## START Dataset excerpts

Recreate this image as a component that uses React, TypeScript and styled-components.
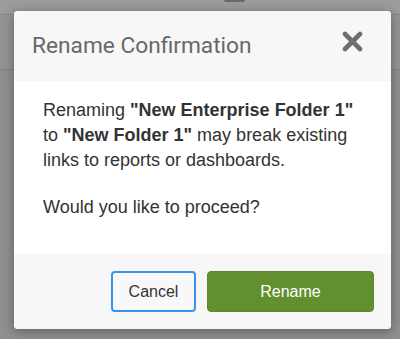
import styled, { createGlobalStyle } from 'styled-components';

const GlobalStyle = createGlobalStyle`
  html, body {
    margin: 0;
    padding: 0;
  }
  body {
    font-family: "Liberation Sans", Arial, sans-serif;
  }
`;

const Backdrop = styled.div`
  position: relative;
  width: 400px;
  height: 339px;
  overflow: hidden;
  background: #8f8f8f;
`;

const TopStrip = styled.div`
  position: relative;
  height: 14px;
  background: #9c9c9c;
  border-bottom: 1px solid #868686;
`;

const Tab = styled.span`
  position: absolute;
  left: 224px;
  top: 0;
  width: 21px;
  height: 2px;
  background: #6a6a6a;
  border-radius: 0 0 2px 2px;
`;

const Band = styled.div`
  height: 54px;
  background: #949494;
  border-bottom: 1px solid #828282;
`;

const Dialog = styled.div`
  position: absolute;
  left: 14px;
  top: 11px;
  width: 377px;
  height: 318px;
  display: flex;
  flex-direction: column;
  border-radius: 4px;
  overflow: hidden;
  background: #fff;
  box-shadow: 0 2px 12px rgba(0, 0, 0, 0.35);
`;

const Header = styled.div`
  height: 70px;
  flex-shrink: 0;
  display: flex;
  align-items: center;
  justify-content: space-between;
  padding: 0 28px 0 18px;
  background: #f7f7f7;
`;

const Title = styled.h2`
  margin: 0;
  font-family: Roboto, "Liberation Sans", sans-serif;
  font-size: 22.7px;
  font-weight: 400;
  line-height: 26px;
  color: #686868;
`;

const CloseButton = styled.button`
  display: flex;
  align-items: center;
  justify-content: center;
  width: 21px;
  height: 21px;
  margin-top: -9px;
  padding: 0;
  border: 0;
  background: none;
  cursor: pointer;
`;

const Body = styled.div`
  flex: 1;
  padding: 17px 29px 0 29px;
  font-size: 18px;
  line-height: 25px;
  color: #333;
`;

const Paragraph = styled.p`
  margin: 0 0 22px;
`;

const Footer = styled.div`
  height: 75px;
  flex-shrink: 0;
  display: flex;
  align-items: center;
  justify-content: flex-end;
  gap: 11px;
  padding: 0 17px 0 0;
  background: #f7f7f7;
  box-sizing: border-box;
`;

const Button = styled.button<{ $primary?: boolean }>`
  height: 41px;
  width: ${(p) => (p.$primary ? '167px' : '85px')};
  border-radius: 4px;
  font-family: "Liberation Sans", Arial, sans-serif;
  font-size: 16px;
  cursor: pointer;
  box-sizing: border-box;
  color: ${(p) => (p.$primary ? '#fff' : '#333')};
  background: ${(p) => (p.$primary ? '#62902e' : '#f8f8f8')};
  border: ${(p) => (p.$primary ? '1px solid #5c8a2a' : '2px solid #3894ea')};
`;

const CloseIcon = () => (
  <svg width="21" height="21" viewBox="0 0 21 21">
    <path
      d="M3 3 L18 18 M18 3 L3 18"
      stroke="#6e6e6e"
      strokeWidth="4.6"
      strokeLinecap="round"
    />
  </svg>
);

const App = () => (
  <>
    <GlobalStyle />
    <Backdrop>
      <TopStrip>
        <Tab />
      </TopStrip>
      <Band />
      <Dialog>
        <Header>
          <Title>Rename Confirmation</Title>
          <CloseButton aria-label="Close">
            <CloseIcon />
          </CloseButton>
        </Header>
        <Body>
          <Paragraph>
            Renaming <b>"New Enterprise Folder 1"</b> to <b>"New Folder 1"</b> may
            break existing links to reports or dashboards.
          </Paragraph>
          <Paragraph>Would you like to proceed?</Paragraph>
        </Body>
        <Footer>
          <Button>Cancel</Button>
          <Button $primary>Rename</Button>
        </Footer>
      </Dialog>
    </Backdrop>
  </>
);

export default App;
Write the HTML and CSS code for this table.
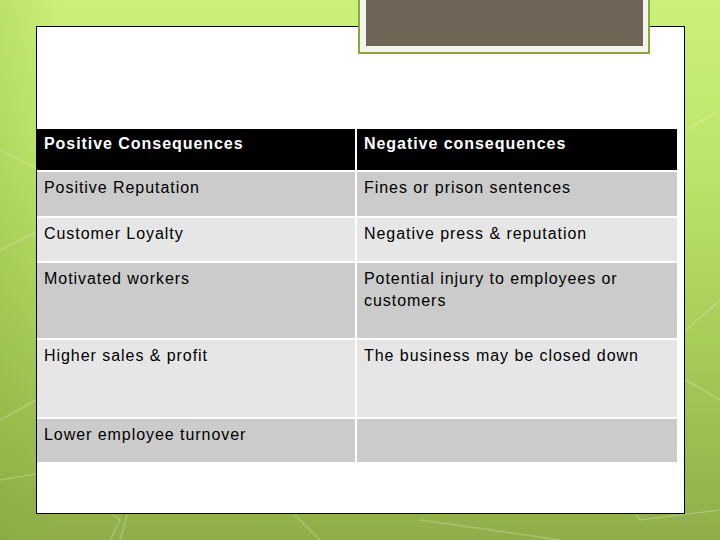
FILE: index.html
```html
<!DOCTYPE html>
<html>
<head>
<meta charset="utf-8">
<link rel="stylesheet" href="styles.css">
</head>
<body>
<div class="slide">
  <svg class="bg-lines" width="720" height="540" viewBox="0 0 720 540">
    <g stroke="#ffffff" stroke-opacity="0.22" stroke-width="1.5" fill="none">
      <path d="M0 250 L40 230 L40 170 L0 150"/>
      <path d="M0 420 L36 400 M0 480 L60 470 L120 520 L110 540"/>
      <path d="M140 470 L120 540 M250 470 L320 540"/>
      <path d="M686 130 L720 110 M686 330 L720 300 M686 380 L720 400"/>
      <path d="M420 520 L560 540 M600 470 L640 520 L720 510"/>
    </g>
  </svg>
  <div class="title-box"><div class="title-inner"></div></div>
  <div class="panel">
    <div class="table">
      <div class="cell head">Positive Consequences</div>
      <div class="cell head">Negative consequences</div>
      <div class="cell dark r1">Positive Reputation</div>
      <div class="cell dark r1">Fines or prison sentences</div>
      <div class="cell light r2">Customer Loyalty</div>
      <div class="cell light r2">Negative press &amp; reputation</div>
      <div class="cell dark r3">Motivated workers</div>
      <div class="cell dark r3">Potential injury to employees or customers</div>
      <div class="cell light r4">Higher sales &amp; profit</div>
      <div class="cell light r4">The business may be closed down</div>
      <div class="cell dark r5">Lower employee turnover</div>
      <div class="cell dark r5"></div>
    </div>
  </div>
</div>
</body>
</html>
```
FILE: styles.css
```css
html, body {
  margin: 0;
  padding: 0;
}
body {
  width: 720px;
  height: 540px;
  overflow: hidden;
  font-family: "Liberation Sans", Arial, sans-serif;
}
.slide {
  position: relative;
  width: 720px;
  height: 540px;
  overflow: hidden;
  background:
    linear-gradient(90deg, rgba(120,160,40,0.18) 0px, rgba(120,160,40,0) 60px),
    linear-gradient(180deg, #caf078 0%, #c0e76d 25%, #a9cf5a 60%, #8fae4a 100%);
  display: flex;
  flex-direction: column;
}
.bg-lines {
  position: absolute;
  left: 0;
  top: 0;
}
.panel {
  position: relative;
  margin: 26px 0 0 36px;
  width: 647px;
  height: 486px;
  background: #ffffff;
  border: 1px solid #000000;
}
.title-box {
  position: absolute;
  left: 358px;
  top: -10px;
  width: 277px;
  height: 54px;
  border: 2px solid #86a93a;
  background: #f4f4ee;
  padding: 0 5px 6px 6px;
  z-index: 2;
}
.title-inner {
  width: 100%;
  height: 100%;
  background: #706657;
}
.table {
  margin: 102px 0 0 0;
  display: grid;
  grid-template-columns: 318px 320px;
  grid-template-rows: 41px 44px 43px 75px 77px 43px;
  gap: 2px;
}
.cell {
  padding: 5px 7px 4px 7px;
  font-size: 16px;
  line-height: 22px;
  letter-spacing: 0.95px;
  color: #000000;
}
.head {
  padding-top: 4px;
  background: #000000;
  color: #ffffff;
  font-weight: bold;
}
.dark {
  background: #cbcbcb;
}
.light {
  background: #e6e6e6;
}
```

## END Dataset excerpts

Stated problem: Take the listing and print it again exactly, but without any pictures.

Solution to the exercise:
Recreate this image as a component that uses React, TypeScript and styled-components.
import styled, { createGlobalStyle } from 'styled-components';

const GlobalStyle = createGlobalStyle`
  html, body {
    margin: 0;
    padding: 0;
  }
  body {
    font-family: "Liberation Sans", Arial, sans-serif;
  }
`;

const Backdrop = styled.div`
  position: relative;
  width: 400px;
  height: 339px;
  overflow: hidden;
  background: #8f8f8f;
`;

const TopStrip = styled.div`
  position: relative;
  height: 14px;
  background: #9c9c9c;
  border-bottom: 1px solid #868686;
`;

const Tab = styled.span`
  position: absolute;
  left: 224px;
  top: 0;
  width: 21px;
  height: 2px;
  background: #6a6a6a;
  border-radius: 0 0 2px 2px;
`;

const Band = styled.div`
  height: 54px;
  background: #949494;
  border-bottom: 1px solid #828282;
`;

const Dialog = styled.div`
  position: absolute;
  left: 14px;
  top: 11px;
  width: 377px;
  height: 318px;
  display: flex;
  flex-direction: column;
  border-radius: 4px;
  overflow: hidden;
  background: #fff;
  box-shadow: 0 2px 12px rgba(0, 0, 0, 0.35);
`;

const Header = styled.div`
  height: 70px;
  flex-shrink: 0;
  display: flex;
  align-items: center;
  justify-content: space-between;
  padding: 0 28px 0 18px;
  background: #f7f7f7;
`;

const Title = styled.h2`
  margin: 0;
  font-family: Roboto, "Liberation Sans", sans-serif;
  font-size: 22.7px;
  font-weight: 400;
  line-height: 26px;
  color: #686868;
`;

const CloseButton = styled.button`
  display: flex;
  align-items: center;
  justify-content: center;
  width: 21px;
  height: 21px;
  margin-top: -9px;
  padding: 0;
  border: 0;
  background: none;
  cursor: pointer;
`;

const Body = styled.div`
  flex: 1;
  padding: 17px 29px 0 29px;
  font-size: 18px;
  line-height: 25px;
  color: #333;
`;

const Paragraph = styled.p`
  margin: 0 0 22px;
`;

const Footer = styled.div`
  height: 75px;
  flex-shrink: 0;
  display: flex;
  align-items: center;
  justify-content: flex-end;
  gap: 11px;
  padding: 0 17px 0 0;
  background: #f7f7f7;
  box-sizing: border-box;
`;

const Button = styled.button<{ $primary?: boolean }>`
  height: 41px;
  width: ${(p) => (p.$primary ? '167px' : '85px')};
  border-radius: 4px;
  font-family: "Liberation Sans", Arial, sans-serif;
  font-size: 16px;
  cursor: pointer;
  box-sizing: border-box;
  color: ${(p) => (p.$primary ? '#fff' : '#333')};
  background: ${(p) => (p.$primary ? '#62902e' : '#f8f8f8')};
  border: ${(p) => (p.$primary ? '1px solid #5c8a2a' : '2px solid #3894ea')};
`;

const CloseIcon = () => (
  <svg width="21" height="21" viewBox="0 0 21 21">
    <path
      d="M3 3 L18 18 M18 3 L3 18"
      stroke="#6e6e6e"
      strokeWidth="4.6"
      strokeLinecap="round"
    />
  </svg>
);

const App = () => (
  <>
    <GlobalStyle />
    <Backdrop>
      <TopStrip>
        <Tab />
      </TopStrip>
      <Band />
      <Dialog>
        <Header>
          <Title>Rename Confirmation</Title>
          <CloseButton aria-label="Close">
            <CloseIcon />
          </CloseButton>
        </Header>
        <Body>
          <Paragraph>
            Renaming <b>"New Enterprise Folder 1"</b> to <b>"New Folder 1"</b> may
            break existing links to reports or dashboards.
          </Paragraph>
          <Paragraph>Would you like to proceed?</Paragraph>
        </Body>
        <Footer>
          <Button>Cancel</Button>
          <Button $primary>Rename</Button>
        </Footer>
      </Dialog>
    </Backdrop>
  </>
);

export default App;
Write the HTML and CSS code for this table.
FILE: index.html
```html
<!DOCTYPE html>
<html>
<head>
<meta charset="utf-8">
<link rel="stylesheet" href="styles.css">
</head>
<body>
<div class="slide">
  <svg class="bg-lines" width="720" height="540" viewBox="0 0 720 540">
    <g stroke="#ffffff" stroke-opacity="0.22" stroke-width="1.5" fill="none">
      <path d="M0 250 L40 230 L40 170 L0 150"/>
      <path d="M0 420 L36 400 M0 480 L60 470 L120 520 L110 540"/>
      <path d="M140 470 L120 540 M250 470 L320 540"/>
      <path d="M686 130 L720 110 M686 330 L720 300 M686 380 L720 400"/>
      <path d="M420 520 L560 540 M600 470 L640 520 L720 510"/>
    </g>
  </svg>
  <div class="title-box"><div class="title-inner"></div></div>
  <div class="panel">
    <div class="table">
      <div class="cell head">Positive Consequences</div>
      <div class="cell head">Negative consequences</div>
      <div class="cell dark r1">Positive Reputation</div>
      <div class="cell dark r1">Fines or prison sentences</div>
      <div class="cell light r2">Customer Loyalty</div>
      <div class="cell light r2">Negative press &amp; reputation</div>
      <div class="cell dark r3">Motivated workers</div>
      <div class="cell dark r3">Potential injury to employees or customers</div>
      <div class="cell light r4">Higher sales &amp; profit</div>
      <div class="cell light r4">The business may be closed down</div>
      <div class="cell dark r5">Lower employee turnover</div>
      <div class="cell dark r5"></div>
    </div>
  </div>
</div>
</body>
</html>
```
FILE: styles.css
```css
html, body {
  margin: 0;
  padding: 0;
}
body {
  width: 720px;
  height: 540px;
  overflow: hidden;
  font-family: "Liberation Sans", Arial, sans-serif;
}
.slide {
  position: relative;
  width: 720px;
  height: 540px;
  overflow: hidden;
  background:
    linear-gradient(90deg, rgba(120,160,40,0.18) 0px, rgba(120,160,40,0) 60px),
    linear-gradient(180deg, #caf078 0%, #c0e76d 25%, #a9cf5a 60%, #8fae4a 100%);
  display: flex;
  flex-direction: column;
}
.bg-lines {
  position: absolute;
  left: 0;
  top: 0;
}
.panel {
  position: relative;
  margin: 26px 0 0 36px;
  width: 647px;
  height: 486px;
  background: #ffffff;
  border: 1px solid #000000;
}
.title-box {
  position: absolute;
  left: 358px;
  top: -10px;
  width: 277px;
  height: 54px;
  border: 2px solid #86a93a;
  background: #f4f4ee;
  padding: 0 5px 6px 6px;
  z-index: 2;
}
.title-inner {
  width: 100%;
  height: 100%;
  background: #706657;
}
.table {
  margin: 102px 0 0 0;
  display: grid;
  grid-template-columns: 318px 320px;
  grid-template-rows: 41px 44px 43px 75px 77px 43px;
  gap: 2px;
}
.cell {
  padding: 5px 7px 4px 7px;
  font-size: 16px;
  line-height: 22px;
  letter-spacing: 0.95px;
  color: #000000;
}
.head {
  padding-top: 4px;
  background: #000000;
  color: #ffffff;
  font-weight: bold;
}
.dark {
  background: #cbcbcb;
}
.light {
  background: #e6e6e6;
}
```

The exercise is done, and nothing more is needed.